Primary Teachers and Principals Attending Union Meetings

More than 20,000 primary teachers and principals throughout the country are attending more than 200 paid union meetings in school time.

The two hour meetings begin on Monday (October 30) and run for three weeks until Friday November 17.

They’ve been organised by NZEI Te Riu Roa as part of the preparation for next year’s negotiations to renew two collective employment agreements, one covering 25,300 primary teachers and the other covering 1930 primary principals.

“We are holding the meetings in school time to ensure that all primary teachers and principals are able to attend,” says NZEI Te Riu Roa National President, Irene Cooper.

Under the Employment Relations Act 2000, every union member in the country is entitled to attend two paid union meetings a year, in work time, to discuss important issues.

“The issues we’ll be discussing at the meetings are extremely important,” says Irene Cooper.

“We’ll be updating teachers and principals on long term work that an NZEI team has been progressing with the Ministry of Education and the School Trustees Association since 2004.”

This is known as the Long Term Work Programme (LTWP) which is addressing big issues such as the teachers’ workload and their career structure.
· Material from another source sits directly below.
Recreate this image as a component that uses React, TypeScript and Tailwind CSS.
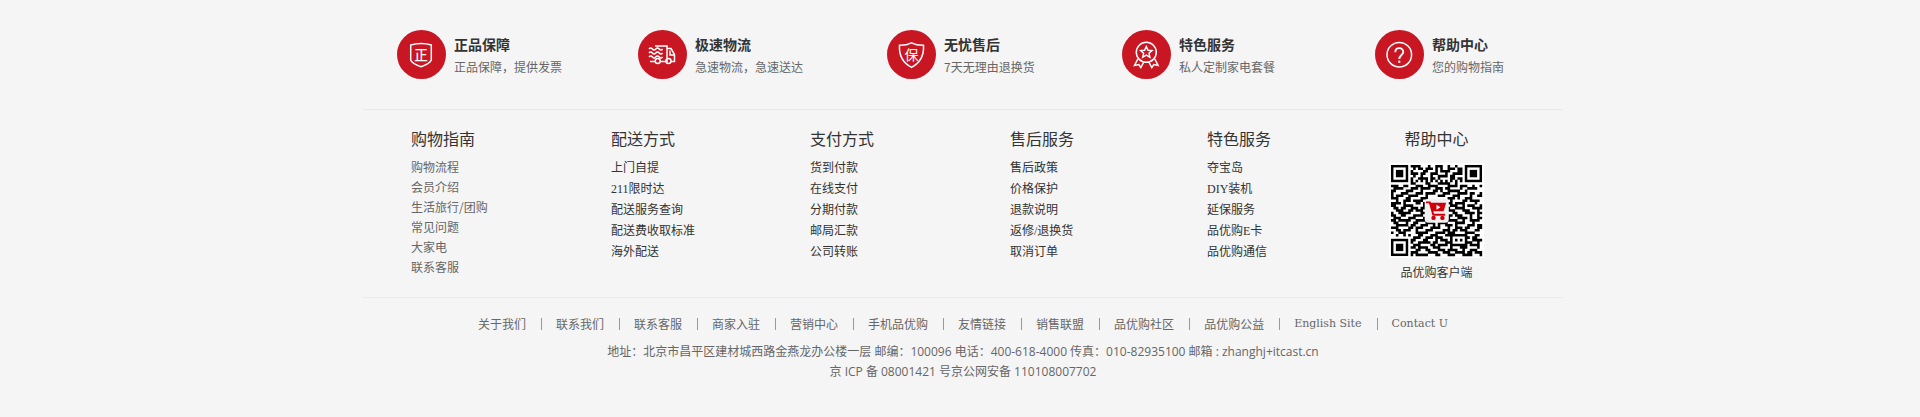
import type { ReactNode } from "react";

const SANS = "font-['Open_Sans','Noto_Sans_CJK_SC',sans-serif]";
const CJK = "font-['Noto_Sans_CJK_SC',sans-serif]";
const SERIF = "font-['Liberation_Serif','Noto_Sans_CJK_SC',serif]";

const shieldIcon = (
  <>
    <path d="M13.7 15Q24.5 12 34.3 15V30Q33 33.5 24 36.7Q15 33.5 13.7 30Z" />
    <text x="24" y="29.5" fontSize="13.5" textAnchor="middle" fill="#fff" stroke="none" fontWeight="500">
      正
    </text>
  </>
);

const truckIcon = (
  <>
    <path d="M17 16H29V31.5H22.5M29 18.5H33L36.5 24.5V31.5H33M28 31.5H29M12 31.5H17" />
    <path d="M32 20.5V25H36" />
    <circle cx="19.7" cy="31" r="2.5" />
    <circle cx="30.5" cy="31" r="2.5" />
    <path d="M11 19q1.7-2 3.4 0t3.4 0t3.400 0t3.400 0M11 23q1.700-2 3.400 0t3.400 0t3.400 0t3.400 0M11 27q1.700-2 3.400 0t3.400 0t3.400 0t3.400 0" />
  </>
);

const warrantyIcon = (
  <>
    <path d="M24.5 12.8Q30 15.5 36.5 15.2Q37.5 30.5 24.5 37.3Q11.5 30.5 12.5 15.2Q19 15.5 24.5 12.8Z" />
    <text x="24.5" y="29.5" fontSize="14" textAnchor="middle" fill="#fff" stroke="none">
      保
    </text>
  </>
);

const medalIcon = (
  <>
    <circle cx="24.3" cy="22.3" r="10" />
    <path d="M24.3 16.5l1.7 3.7l4 .4l-3 2.7l.9 4l-3.6-2.1l-3.6 2.1l.9-4l-3-2.7l4-.4z" />
    <path d="M15.8 29L12.5 35.500L16.800 34.600L18.800 37.500L21.800 32M32.800 29L36.100 35.500L31.800 34.600L29.800 37.500L26.800 32" />
  </>
);

const helpIcon = (
  <>
    <circle cx="24.3" cy="24.7" r="12.3" />
    <path strokeWidth="1.8" d="M20.3 22.2C20.3 16.8 28.3 16.8 28.3 22C28.3 25 24.3 25.2 24.3 29" />
    <path strokeWidth="2" d="M24.3 30.6V32.8" />
  </>
);

const services: { title: string; text: string; icon: ReactNode }[] = [
  { title: "正品保障", text: "正品保障，提供发票", icon: shieldIcon },
  { title: "极速物流", text: "急速物流，急速送达", icon: truckIcon },
  { title: "无忧售后", text: "7天无理由退换货", icon: warrantyIcon },
  { title: "特色服务", text: "私人定制家电套餐", icon: medalIcon },
  { title: "帮助中心", text: "您的购物指南", icon: helpIcon },
];

const guide = {
  title: "购物指南",
  links: ["购物流程", "会员介绍", "生活旅行/团购", "常见问题", "大家电", "联系客服"],
};

const columns = [
  { title: "配送方式", links: ["上门自提", "211限时达", "配送服务查询", "配送费收取标准", "海外配送"] },
  { title: "支付方式", links: ["货到付款", "在线支付", "分期付款", "邮局汇款", "公司转账"] },
  { title: "售后服务", links: ["售后政策", "价格保护", "退款说明", "返修/退换货", "取消订单"] },
  { title: "特色服务", links: ["夺宝岛", "DIY装机", "延保服务", "品优购E卡", "品优购通信"] },
];

const siteLinks = [
  "关于我们", "联系我们", "联系客服", "商家入驻", "营销中心", "手机品优购",
  "友情链接", "销售联盟", "品优购社区", "品优购公益",
];

const modules = [
  "0000000011110001001110010010000000000",
  "0000000001011011101010011101100000000",
  "0000000010000110001011110001100000000",
  "0000000011101100111000100111100000000",
  "0000000001001000100111101100000000000",
  "0000000010011110110100001101100000000",
  "0000000010101010101010101010100000000",
  "0000000011000011000111110010000000000",
  "1110011000111001111000011110111001001",
  "0111100011101111001110110000100111100",
  "1100001110001000011010011111001000000",
  "1000111000111011110001110001111011001",
  "1011100111100010000111000111000010011",
  "1110001100001110000000011101001110000",
  "0010011101111000000000001000011011110",
  "1111010000110110000000011011110000100",
  "1100011110000110000000001110010111001",
  "0110110011101100000000010011110001111",
  "0011100110111000000000011100011100010",
  "1001111100001110000000000110001111011",
  "1100110001111010000000011011100010010",
  "0111000111000110000000010001111010011",
  "1101111100111100000000011110010011110",
  "0110001001100011110111100011110001000",
  "0011111011001110010100111010000111011",
  "1110000110111000111100010011101100011",
  "0011011100100011100001110110111000110",
  "1001110000111110001111011100001111000",
  "0010010100011000111000111111111000110",
  "0000000001110011101110001000001101100",
  "0000000011000110001011101010101001111",
  "0000000010011111011000111000001110010",
  "0000000001110000110111101111111011110",
  "0000000011011110011100001000111000010",
  "0000000000110011000111011110010011100",
  "0000000011100001111001110011110110111",
  "0000000010111110001100011100011110001",
];

const finders = [[0, 0], [30, 0], [0, 30]];

function QrCode() {
  return (
    <svg viewBox="-0.8 -0.8 38.6 38.6" className="h-[95px] w-[95px] bg-white" role="img" aria-label="品优购客户端">
      <path
        fill="#000"
        d={modules
          .flatMap((row, y) => row.split("").map((bit, x) => (bit === "1" ? `M${x} ${y}h1.05v1.05h-1.05z` : "")))
          .join("")}
      />
      {finders.map(([x, y]) => (
        <g key={`${x}-${y}`}>
          <rect x={x + 0.5} y={y + 0.5} width="6" height="6" fill="#fff" stroke="#000" />
          <rect x={x + 2} y={y + 2} width="3" height="3" fill="#000" />
        </g>
      ))}
      <rect x="13.7" y="13.7" width="9.8" height="9.8" rx="1.5" fill="#f1f1f1" />
      <path d="M14.2 15.2h1.6l1.4 5h4.8" fill="none" stroke="#d0000b" strokeWidth=".8" />
      <path d="M15.8 15.4h6.600l-1 3.400h-4.700z" fill="#d0000b" />
      <path d="M18.5 16.200v2l1.600-1z" fill="#fff" />
      <circle cx="17.300" cy="21.500" r=".9" fill="#d0000b" />
      <circle cx="20.900" cy="21.500" r=".9" fill="#d0000b" />
    </svg>
  );
}

export default function App() {
  return (
    <footer className={`min-h-screen bg-[#f5f5f5] pl-[6px] text-xs text-[#666] ${CJK}`}>
      <div className="mx-auto max-w-[1200px]">
        <ul className="grid grid-cols-[241fr_249fr_235fr_253fr_188fr] border-b border-[#eaeaea] pt-[30px] pb-[30px] pl-[34px]">
          {services.map((s) => (
            <li key={s.title} className="flex gap-2">
              <svg viewBox="0 0 49 49" className="h-[49px] w-[49px] shrink-0" fill="none" stroke="#fff" strokeWidth="1.5" aria-hidden="true">
                <circle cx="24.5" cy="24.5" r="24.5" fill="#c81623" stroke="none" />
                {s.icon}
              </svg>
              <div className="pt-[3px]">
                <h2 className="text-sm leading-[22px] font-bold text-[#333]">{s.title}</h2>
                <p className="leading-6">{s.text}</p>
              </div>
            </li>
          ))}
        </ul>

        <div className="grid h-[188px] grid-cols-[200fr_199fr_200fr_197fr_182fr_174fr] border-b border-[#eaeaea] pt-4 pl-[48px]">
          <section>
            <h2 className="text-base leading-6 text-[#333]">{guide.title}</h2>
            <ul className="pt-[7px] leading-5">
              {guide.links.map((l) => (
                <li key={l}><a href="#">{l}</a></li>
              ))}
            </ul>
          </section>
          {columns.map((c) => (
            <section key={c.title} className="text-[#333]">
              <h2 className="text-base leading-6">{c.title}</h2>
              <ul className={`pt-2 leading-[21px] ${SERIF}`}>
                {c.links.map((l) => (
                  <li key={l}><a href="#">{l}</a></li>
                ))}
              </ul>
            </section>
          ))}
          <section className="flex w-[95px] flex-col items-center text-[#333]">
            <h2 className="pb-[13px] text-base leading-6">帮助中心</h2>
            <QrCode />
            <p className="pt-1 leading-5">品优购客户端</p>
          </section>
        </div>

        <nav className="flex items-center justify-center pt-4 leading-5">
          {siteLinks.map((l) => (
            <span key={l} className="flex items-center">
              <a href="#">{l}</a>
              <span className="mr-3.5 ml-[15px] h-3 w-px bg-[#999]" />
            </span>
          ))}
          <a href="#" className="font-['DejaVu_Serif',serif] text-[11px] leading-5">English Site</a>
          <span className="mr-3.5 ml-[15px] h-3 w-px bg-[#999]" />
          <a href="#" className="font-['DejaVu_Serif',serif] text-[11px] leading-5">Contact U</a>
        </nav>

        <address className={`pt-2 text-center leading-5 not-italic ${SANS}`}>
          <p>地址：北京市昌平区建材城西路金燕龙办公楼一层 邮编：100096 电话：400-618-4000 传真：010-82935100 邮箱 : zhanghj+itcast.cn</p>
          <p>京 ICP 备 08001421 号京公网安备 110108007702</p>
        </address>
      </div>
    </footer>
  );
}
NZEI, the Ministry and the School Trustees Association (STA) agreed to establish the LTWP when they negotiated the current teachers’ and principals collective agreement in 2004.

“Finding ways to ease teachers’ huge workload and developing new career pathways for teachers are clearly major issues,” says Irene Cooper. “That’s why it’s essential teachers and principals attend these paid union meetings.”

NZEI Te Riu Roa has organised the 210 paid union meetings to maximise attendance and to minimise disruption to schools.

“The union has given each school’s board of trustees six weeks notice of these meetings,” says Irene Cooper. “So schools have been given plenty of time to make arrangements to ensure any disruption to students and their families and whanau is kept to an absolute minimum.”